Parece que estamos a ver o hiperativo líder partidário e governante, embora Paulo Portas já tenha abandonado (ou apenas interrompido?) a carreira política no início de 2016. Ora verifique-se: a 11 de julho passado, o atual vice-presidente da Câmara de Comércio e Indústria Portuguesa esteve em Rabat como um dos quatro oradores convidados para uma conferência promovida por um “think tank” financiado pela multinacional marroquina OCP, a maior companhia mundial de fosfatos, e que tem na sua comissão executiva cinco ministros do Governo do Rei Mohammed VI.

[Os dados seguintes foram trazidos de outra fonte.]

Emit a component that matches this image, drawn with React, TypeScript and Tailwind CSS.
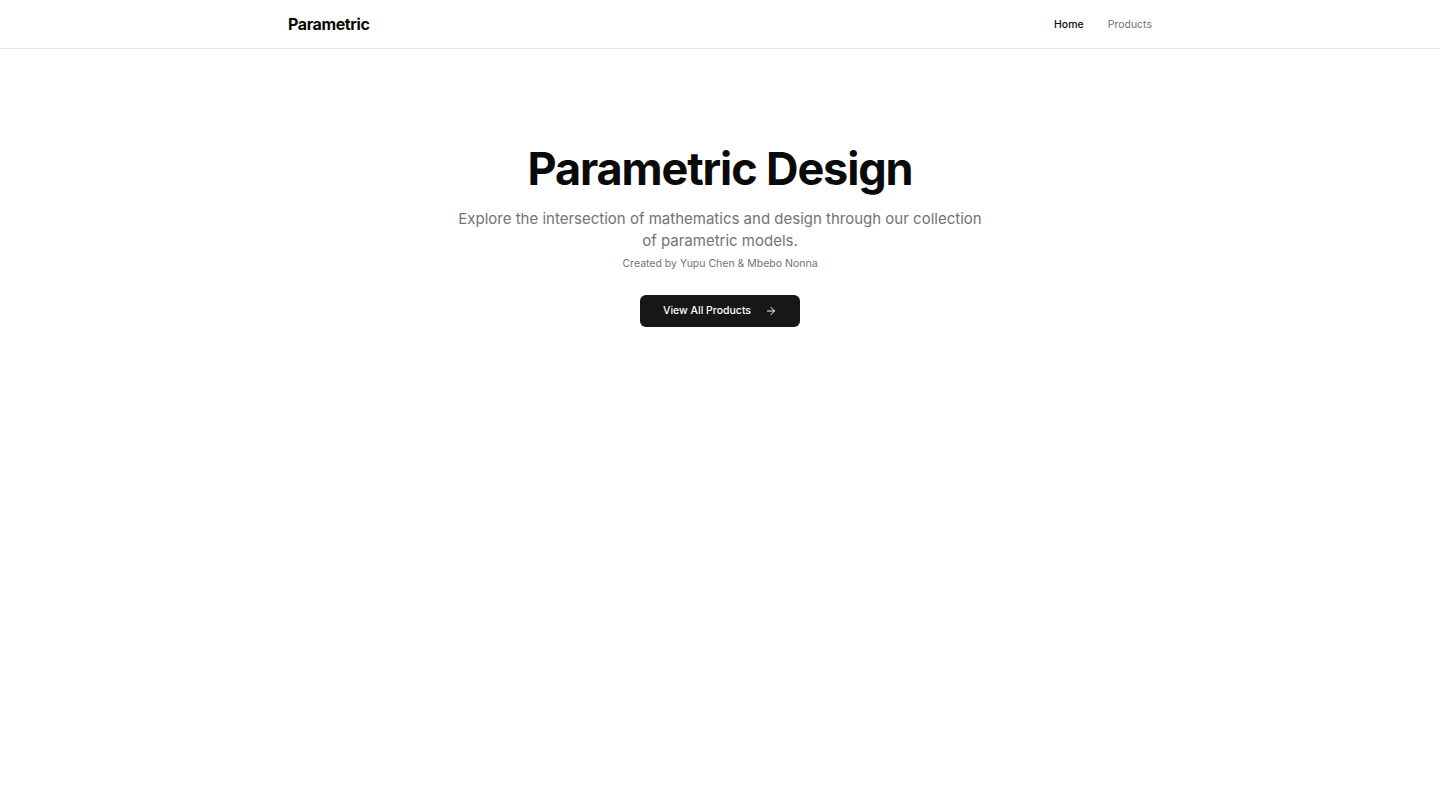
import { ArrowRight } from "lucide-react";

export default function App() {
  return (
    <div className="min-h-screen bg-white text-[#0a0a0a] font-['Inter',sans-serif]">
      <header className="border-b border-[#e5e5e5]">
        <div className="max-w-4xl mx-auto px-4 h-12 flex items-center justify-between">
          <span className="text-base font-bold tracking-tight">Parametric</span>
          <nav className="flex items-center gap-6 pt-0.5 text-[10.5px]">
            <a className="font-medium text-[#0a0a0a]">Home</a>
            <a className="text-[#737373]">Products</a>
          </nav>
        </div>
      </header>

      <main className="max-w-4xl mx-auto px-4 pt-[94px] flex flex-col items-center text-center">
        <h1 className="text-[45px] font-bold tracking-tight leading-[52px]">Parametric Design</h1>
        <p className="mt-[13px] max-w-[530px] text-[15px] leading-[22px] text-[#737373]">
          Explore the intersection of mathematics and design through our collection of parametric models.
        </p>
        <p className="mt-1 text-[10.5px] text-[#737373]">Created by Yupu Chen &amp; Mbebo Nonna</p>
        <button className="mt-[23px] h-8 w-40 rounded-md bg-[#171717] text-white text-[10.5px] font-medium flex items-center justify-center gap-[14px]">
          View All Products
          <ArrowRight className="w-3 h-3" />
        </button>
      </main>
    </div>
  );
}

A conferência foi de índole política, versando a paz e segurança em África, e os caminhos a trilhar para uma estratégia autónoma da União Africana. Paulo Portas (convidado na qualidade de antigo vice-primeiro-ministro português) emparceirou com John Scarlett, ex-diretor da secreta britânica MI 6, Essy Amara, ex-ministro dos Negócios Estrangeiros da Costa do Marfim e antigo secretário-geral da Organização de Unidade Africana, e Hubert Védrine, ex-ministro dos Negócios Estrangeiros francês.
Na sua alocução, Portas foi pela positiva. Destacou que há em África 34 países politicamente estáveis, onde não existem conflitos internos ou risco de terrorismo, e exemplificou com cinco que estão hoje a crescer economicamente a taxas superiores a seis por cento, e sem dependência do petróleo e do gás: Costa do Marfim, Senegal e, surpresa, Ruanda, Etiópia e Tanzânia.
São países cujos Governos, sublinhou, realizaram “reformas de competitividade”, como a “segurança jurídica dos contratos”, e que transitaram diretamente de “sociedades rurais para o investimento tecnológico”, sem passarem pela revolução industrial, com “ganhos sociais”. Daqui, Paulo Portas partiu para um tema que lhe é caro: o “inevitável choque demográfico” e, por outro lado, a Europa, pela proximidade histórica e geográfica, como o “coparceiro” e “coinvestidor” natural de África, “de maneira adulta e madura, sem pretensões de moralidade superior”.
Em 2050, diz à VISÃO, África terá 25% da população mundial, e a Europa apenas oito por cento. Exatamente o inverso do que sucedia há pouco mais de 50 anos. E, daqui a uma década, a força de trabalho africana será de 1 100 milhões de pessoas, a mesma da China e Índia juntas.
Travar rotas de migração, acrescenta Paulo Portas, é algo de impossível. “Só na Líbia há sete vias para chegar a Itália”, exemplifica. Para concluir: “Ou a Europa vai ter com África, ou África vem ter com a Europa.”
Uma testemunha ocular contou à VISÃO que o “vice” da câmara de comércio e indústria, e presidente do Conselho Internacional da construtora Mota-Engil, “multiplicou-se em contactos” no novo e luxuoso Hotel The View, em Rabat, onde se realizou a mencionada conferência. Será que o conferencista político e o executivo de negócios se conjugam nas mesmas ocasiões? “Tento separar os chapéus”, responde Portas à VISÃO. “Faço pelo menos mais cinco coisas”, diz, e ser conferencista agrada-lhe muito. Só em Marrocos, e no último ano, “fui ‘speaker’ em Marraquexe, nos Atlantic Dialogues, na conferência do Crans Montana Forum, no seminário Med Days, e no encontro anual do Le Matin, grupo de Imprensa marroquino”, contabiliza.
O certo é que, a 17, seis dias depois da conferência de Rabat, Paulo Portas recebeu Marcelo Rebelo de Sousa na sede da filial mexicana da Mota-Engil, ainda antes de o PR se deslocar ao Palácio Nacional para o primeiro encontro com o seu homólogo Enrique Peña Nieto. Valores mais altos se levantaram para o justificar: na visita-relâmpago que agora fez ao México, integravam a comitiva do Presidente representantes de mais de 40 empresas portuguesas, mas a Mota-Engil é a maior investidora nacional no México. E Portas – pormenor nada despiciendo – também é consultor da petrolífera mexicana Pemex.
Dir-se-ia que Portas-executivo e Portas-político são autênticos clones um do outro.